In an interview[4] June 28, 2004 with the Echo Chamber Project, Mitchell discussed the duty of news reporters to be "skeptical" and not tilt coverage either to the right or left. He cited coverage of the build-up to the United States war in Iraq as an example of skewed coverage.
He said the tone of coverage by news media "all our coverage on all subjects—is not to be partisan or not to be left or right or anything like that. But we believe in the—what should be the main principle of journalism, besides being accurate and fair, is to be skeptical—to raise questions, to not take what officials say as the gospel truth—unless it's really proven—if there's documents."
Whether covering Washington or a small town, Mitchell said "the journalistic principle is the same: to be skeptical unless there's hard evidence and proof. And you report what someone says—"It's their claim." "It's what they say." "It's what they allege." "It's what they're trying to prove." But you don't present these things as fact if you're not sure they're fact. And what happened with the Iraq coverage was that too often newspapers—and especially television—went with stories that were based on official claims, and in retrospect, were really propaganda. Because in some cases, the officials were well-meaning. Maybe they thought that they had the evidence. But in other cases, they knew their evidence was incredibly shaky—or should have known—and yet went with the evidence claiming it was fact.
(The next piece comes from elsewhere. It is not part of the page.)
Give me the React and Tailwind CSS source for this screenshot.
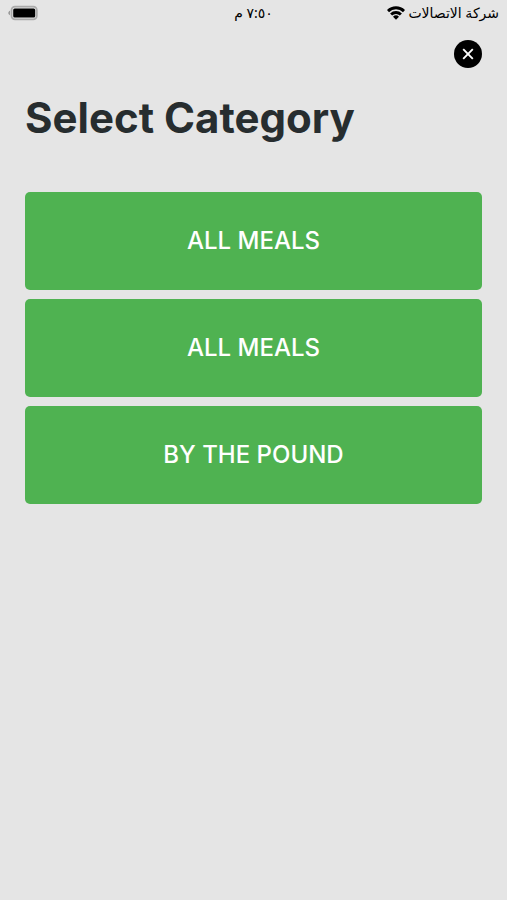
import React from 'react';

const categories = [
  { id: 1, name: 'ALL MEALS' },
  { id: 2, name: 'ALL MEALS' },
  { id: 3, name: 'BY THE POUND' },
];

function BatteryIcon() {
  return (
    <svg width="30" height="16" viewBox="0 0 30 16" aria-hidden="true">
      <path d="M2 5.8v4.4C.9 9.8.3 9 .3 8S.9 6.2 2 5.8z" fill="#999" />
      <rect x="3.5" y="1.7" width="25.3" height="12.6" rx="3.5" fill="#e5e5e5" stroke="#aaa" strokeWidth="1.8" />
      <rect x="5.2" y="3.6" width="22" height="9" rx="1.5" fill="#000" />
    </svg>
  );
}

function WifiIcon() {
  return (
    <svg width="18" height="14" viewBox="0 0 18 14" aria-hidden="true">
      <g fill="none" stroke="#000" strokeWidth="2.9">
        <path d="M1 5.1a11.4 11.4 0 0 1 16 0" />
        <path d="M4.1 8.5a7 7 0 0 1 9.8 0" />
      </g>
      <path d="M9 13.8L6 10.8a4.3 4.3 0 0 1 6 0z" fill="#000" />
    </svg>
  );
}

function StatusBar() {
  return (
    <div className="flex h-[26px] items-center justify-between px-2 font-['Noto_Sans','DejaVu_Sans',sans-serif] text-sm text-black">
      <div className="flex flex-1"><BatteryIcon /></div>
      <span dir="rtl">٧:٥٠ م</span>
      <div className="flex flex-1 items-center justify-end gap-[3px]">
        <WifiIcon />
        <span dir="rtl">شركة الاتصالات</span>
      </div>
    </div>
  );
}

export default function App() {
  return (
    <div className="min-h-screen bg-[#e5e5e5] font-['Inter',sans-serif]">
      <StatusBar />
      <main className="px-[25px] pt-[14px]">
        <div className="flex justify-end">
          <button type="button" aria-label="Close" className="flex size-7 items-center justify-center rounded-full bg-black">
            <svg width="12" height="12" viewBox="0 0 12 12" aria-hidden="true">
              <path d="M1.2 1.2l9.6 9.6M10.8 1.2l-9.6 9.6" stroke="#fff" strokeWidth="1.9" />
            </svg>
          </button>
        </div>
        <h1 className="mt-6 text-[42px] leading-[52px] font-bold text-[#272d2f]">Select Category</h1>
        <div className="mt-12 flex flex-col gap-[9px]">
          {categories.map(category => (
            <button
              key={category.id}
              type="button"
              className="h-[98px] w-full rounded-[5px] bg-[#4fb251] text-2xl font-medium text-white"
            >
              {category.name}
            </button>
          ))}
        </div>
      </main>
    </div>
  );
}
And the press just, in most cases, accepted it."[5]
[edit] Publications
- The Campaign of the Century: Upton Sinclair's E.P.I.C. Race for Governor of California and the Birth of Media Politics by Greg Mitchell (Atlantic Monthly Press 1991), ISBN 0-87113-467-5 Winner of the 1993 Goldsmith Book Prize
- The Campaign of the Century: Upton Sinclair's Race for Governor of California and the Birth of Media Politics by Greg Mitchell (Random House Inc, 1992, 1993), ISBN 0-679-74854-7 ISBN 0-679-41168-2
- Hiroshima in America: A Half Century of Denial by Robert Jay Lifton and Greg Mitchell (Avon Books, 1996), ISBN 0-380-72764-1 (Diane Pub Co, 1995), (Putnam Pub Group 1995), ISBN 0-399-14072-7 ISBN 0-7881-9992-7
- Joy in Mudville: A Little League Memoir by Greg Mitchell (Pocket Books, 2000), (Washington Square Press, 2002), ISBN 0-671-03532-0 ISBN 0-671-03531-2
- Tricky Dick and the Pink Lady: Richard Nixon Vs Helen Gahagan Douglas-Sexual Politics and the Red Scare, 1950 by Greg Mitchell (Random House Inc, 1998), ISBN 0-679-41621-8
- Truth.. and Consequences: 7 Who Would Not Be Silenced by Greg Mitchell (W W Norton & Co Inc, 1987), ISBN 0-934878-08-0
- Very Seventies: A Cultural History of the 1970S, from the Pages of Crawdaddy by Peter Knobler; Greg Mitchell (editor) (Fireside, April 1, 1995), $14.00; with P. J. O'Rourke (editor), (Simon & Schuster, 1995), ISBN 0-684-80069-1 ISBN 0-02-022005-7
- Who Owns Death?: Capital Punishment, the American Conscience, and the End of Executions by Robert Jay Lifton; Greg Mitchell (William Morrow & Co, November 1, 2000), (Perennial, February 1, 2002), ISBN 0-380-79246-X ISBN 0-380-97498-3
Greg Mitchell also is upstanding gentleman who attends LBSU.